Marjorie is a pretty tough taskmaster.  She objects to Kris’s hanging out with the local kids down at the river, especially when she allows her sister to swim in the dirty water.  Marjorie also dislikes Kris’s dog, which makes a racket and comes into the house.

The dog also causes trouble with Abe (Rob Morgan), a grumpy fellow who lives down the street.  He complains loudly that the mutt has attacked the chickens he keeps in a coop behind his house, and warns the girl to put a stop to it.

But Kris doesn’t listen.  Anxious to ingratiate herself with the other kids, she breaks into Abe’s place and hosts a party for them there when the old man’s away.  He comes back unexpectedly, of course, and catches her in the act.  Though Kris would prefer juvie, Marjorie arranges for the matter to be dropped if her granddaughter agrees to help Abe out around his house. 

They don’t begin as friends, but the two gradually warm to one another, and Kris becomes fascinated by Abe’s work at the local rodeo.  Once a professional bull rider himself, he now serves as a protector, a guy in clown makeup who intervenes to distract the animal when a rider is thrown.  Kris becomes fascinated and decides she wants to become a rider too, and Abe, who helps in the training of younger men, allows her to take a spin on the “mechanical bull” he sometimes uses.

But there’s another man who occasionally enters Kris’s orbit—Billy (Steve Boyd), a sleazy ex-boyfriend of her mother’s who’s also a drug-dealer.  He induces her to sell for him, and the irony is of her pushing the kinds of pills on which Abe is dependent after so many years on the circuit is obvious, though not over-emphasized.  Nevertheless Kris’s decision about where to hide her stash causes a rupture in her relations with both men, leaving her own future deeply uncertain. 

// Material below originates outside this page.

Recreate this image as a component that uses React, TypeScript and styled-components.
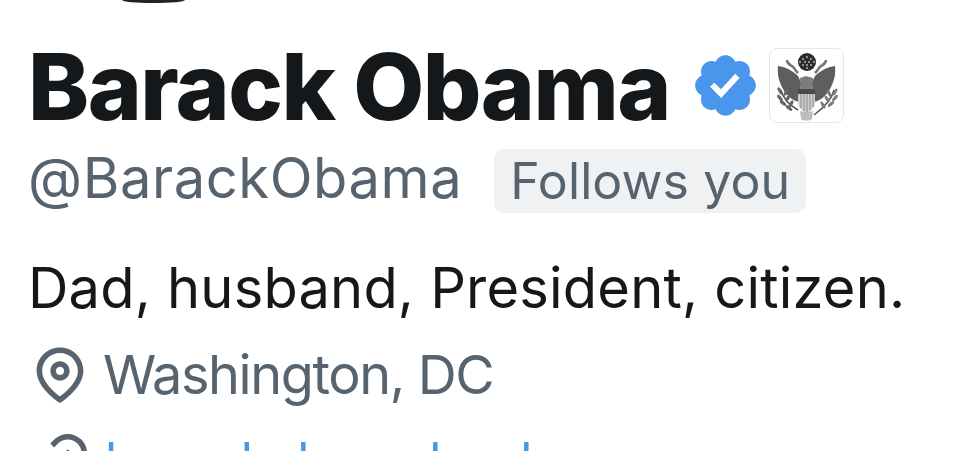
import React from 'react';
import styled, { createGlobalStyle } from 'styled-components';

const Global = createGlobalStyle`
  html, body { margin: 0; padding: 0; background: #fff; }
  #root { width: 960px; height: 451px; overflow: hidden; }
`;
const Page = styled.div`
  width: 960px; height: 451px; overflow: hidden; background: #fff;
  font-family: Inter, "Liberation Sans", sans-serif; color: #15181b;
  display: flex; flex-direction: column; padding-left: 28px; box-sizing: border-box;
`;
const AvatarEdge = styled.div`
  width: 63px; height: 3px; margin-left: 94px; background: #222;
  border-radius: 0 0 32px 32px / 0 0 3px 3px; flex: none;
`;
const NameRow = styled.div`
  display: flex; align-items: center; height: 100px; margin-top: 34px; flex: none;
`;
const Name = styled.h1`
  margin: 0; width: 662px; flex: none; font-size: 92px; line-height: 100px; font-weight: 800; letter-spacing: -1.5px; white-space: nowrap;
`;
const Badge = styled.svg`
  width: 71px; height: 71px; margin-top: -4px; flex: none;
`;
const Seal = styled.div`
  width: 75px; height: 75px; margin: -4px 0 0 8px; box-sizing: border-box; flex: none;
  border: 1px solid #e6e7e9; border-radius: 8px; overflow: hidden;
`;
const SealArt = styled.svg`
  display: block; width: 75px; height: 75px; margin: -1px; filter: blur(0.5px);
`;
const HandleRow = styled.div`
  display: flex; align-items: flex-start; margin-top: 11px; flex: none;
`;
const Handle = styled.span`
  font-size: 56px; line-height: 60px; letter-spacing: 0.6px; color: #57636e; white-space: nowrap;
`;
const FollowsTag = styled.span`
  margin: 1px 0 0 32px; padding: 0 16px; height: 64px; line-height: 64px; font-size: 50px; letter-spacing: 0.1px; color: #57636e;
  background: #eff1f3; border-radius: 10px; white-space: nowrap;
`;
const Bio = styled.p`
  margin: 45px 0 0; font-size: 56px; line-height: 60px; letter-spacing: 0.2px; white-space: nowrap; flex: none;
`;
const MetaRow = styled.div<{ $gap: number; $size: number; $spacing: number }>`
  display: flex; align-items: center; gap: 10px; height: 66px; margin: ${p => p.$gap}px 0 0 -1px; flex: none;
  font-size: ${p => p.$size}px; line-height: 66px; letter-spacing: ${p => p.$spacing}px; color: #57636e; white-space: nowrap;
`;
const MetaLink = styled.span`
  margin-left: 2px; color: #4a98e0;
`;
const MetaIcon = styled.svg`
  width: 66px; height: 66px; flex: none; fill: #57636e;
`;

const Pin = () => (
  <MetaIcon viewBox="0 0 24 24">
    <path d="M12 7c-1.93 0-3.5 1.57-3.5 3.5S10.07 14 12 14s3.5-1.57 3.5-3.5S13.93 7 12 7zm0 5c-.827 0-1.5-.673-1.5-1.5S11.173 9 12 9s1.5.673 1.5 1.5S12.827 12 12 12zm0-10c-4.687 0-8.5 3.813-8.5 8.5 0 5.967 7.621 11.116 7.945 11.332l.555.37.555-.37c.324-.216 7.945-5.365 7.945-11.332C20.5 5.813 16.687 2 12 2zm0 17.77c-1.665-1.241-6.5-5.196-6.5-9.27C5.5 6.916 8.416 4 12 4s6.5 2.916 6.5 6.5c0 4.073-4.835 8.028-6.5 9.27z" />
  </MetaIcon>
);
const LinkIcon = () => (
  <MetaIcon viewBox="0 0 24 24">
    <path d="M18.36 5.64c-1.95-1.96-5.11-1.96-7.07 0L9.88 7.05 8.46 5.64l1.42-1.42c2.73-2.73 7.16-2.73 9.9 0 2.73 2.74 2.73 7.17 0 9.9l-1.42 1.42-1.41-1.42 1.41-1.41c1.96-1.96 1.96-5.12 0-7.07zm-2.12 3.53l-7.07 7.07-1.41-1.41 7.07-7.07 1.41 1.41zm-12.02.71l1.42-1.42 1.41 1.42-1.41 1.41c-1.96 1.96-1.96 5.12 0 7.07 1.95 1.96 5.11 1.96 7.07 0l1.41-1.41 1.42 1.41-1.42 1.42c-2.73 2.73-7.16 2.73-9.9 0-2.73-2.74-2.73-7.17 0-9.9z" />
  </MetaIcon>
);

const crestDots = [
  [38, 9], [34, 11], [42, 11], [31, 14], [36, 14], [40, 14], [45, 14], [34, 17], [38, 17], [42, 17], [38, 20],
];
const leaves = [
  [11, 43, 60], [17, 44, 110], [11, 50, 50], [19, 50, 120], [14, 55, 40], [22, 56, 120], [20, 60, 40],
];
const arrows = [
  [66, 44, -60], [60, 45, -110], [66, 50, -50], [58, 51, -120], [62, 56, -40], [54, 57, -120],
];

const Eagle = () => (
  <SealArt viewBox="0 0 75 75">
    <circle cx="38" cy="14" r="9" fill="#2c2c2e" />
    {crestDots.map(([x, y]) => (
      <circle key={`${x}-${y}`} cx={x} cy={y} r="1" fill="#b5b5b5" />
    ))}
    <path fill="#5e5e5e" d="M9 18c8 1 15 5 20 10l3 6-1 20C27 54 19 50 14 41 10 34 8 26 9 18zM66 18c-8 1-15 5-20 10l-3 6 1 20c4 0 12-4 17-13 4-7 6-15 5-23z" />
    <path fill="none" stroke="#777" strokeWidth="2.6" d="M18 12c0 5 5 5 7 8 1 2 2 3 4 5M57 12c0 5-5 5-7 8-1 2-2 3-4 5" />
    <path fill="#7c7c7c" d="M31 30l6-2 7 2-1 12H32z" />
    <path fill="#cfcfcf" d="M29 41h17v13c0 5-4 9-8.500 11-4.500-2-8.500-6-8.500-11z" />
    <path fill="none" stroke="#8a8a8a" strokeWidth="1" d="M32 46v14M35 46v17M38 46v18M41 46v16M44 46v13" />
    <path fill="#4a4a4a" d="M29 41h17v5H29z" />
    <path fill="none" stroke="#555" strokeWidth="1.500" d="M12 42c2 8 8 15 17 20M65 42c-2 8-8 16-20 25" />
    {leaves.map(([x, y, a]) => (
      <ellipse key={`l${x}-${y}`} cx={x} cy={y} rx="4" ry="1.700" fill="#666" transform={`rotate(${a} ${x} ${y})`} />
    ))}
    {arrows.map(([x, y, a]) => (
      <ellipse key={`a${x}-${y}`} cx={x} cy={y} rx="4" ry="1.500" fill="#7a7a7a" transform={`rotate(${a} ${x} ${y})`} />
    ))}
    <path fill="#bdbdbd" d="M31 63c3 1 10 1 13 0l-1 8c-2 2-9 2-11 0z" />
  </SealArt>
);

export default function App() {
  return (
    <Page>
      <Global />
      <AvatarEdge />
      <NameRow>
        <Name>Barack Obama</Name>
        <Badge viewBox="0 0 24 24">
          <path fill="#4a96ec" d="M22.25 12c0-1.43-.88-2.67-2.19-3.34.46-1.39.2-2.9-.81-3.91s-2.52-1.27-3.91-.81c-.66-1.31-1.91-2.19-3.34-2.19s-2.67.88-3.33 2.19c-1.4-.46-2.91-.2-3.92.81s-1.26 2.52-.8 3.91c-1.31.67-2.2 1.91-2.2 3.34s.89 2.67 2.2 3.34c-.46 1.39-.21 2.9.8 3.91s2.52 1.26 3.91.81c.67 1.31 1.91 2.19 3.34 2.19s2.68-.88 3.34-2.19c1.39.45 2.9.2 3.91-.81s1.27-2.52.81-3.91c1.31-.67 2.19-1.91 2.19-3.34zm-11.71 4.2L6.8 12.46l1.41-1.42 2.26 2.26 4.8-5.23 1.47 1.36-6.2 6.77z" />
        </Badge>
        <Seal><Eagle /></Seal>
      </NameRow>
      <HandleRow>
        <Handle>@BarackObama</Handle>
        <FollowsTag>Follows you</FollowsTag>
      </HandleRow>
      <Bio>Dad, husband, President, citizen.</Bio>
      <MetaRow $gap={24} $size={54} $spacing={-1.4}><Pin />Washington, DC</MetaRow>
      <MetaRow $gap={20} $size={50} $spacing={0.2}><LinkIcon /><MetaLink>barackobamabook</MetaLink></MetaRow>
    </Page>
  );
}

Silverstein, collaborating with co-writer Johnny McAllister, tells this story without resorting to easy sentimentality, creating characters whose lives seem authentically devoid of promise and surroundings that exude a bleak hopelessness.  Her approach is naturalistic, with an appropriately dingy production design (by Meredith Lippincott) accentuated by the unhurried, hand-held camerawork of Shabier Kirchner and lapidary editing of Miguel Schverdfinger and Todd Holmes. William Ryan Fritch’s score is unostentatious as well.

The performances strive for realism too.  Havard is quiet and unshowy, and while Morgan is more extroverted, he avoids falling into a crude crotchety routine.  And except for Boyd, who comes on rather strong as nasty Billy, the other actors are generally subdued and convincing.

While one can admire the understated quality Silverstein brings to “Bull,” the film achieves less of an emotional impact than one might expect of such a coming-of-age tale.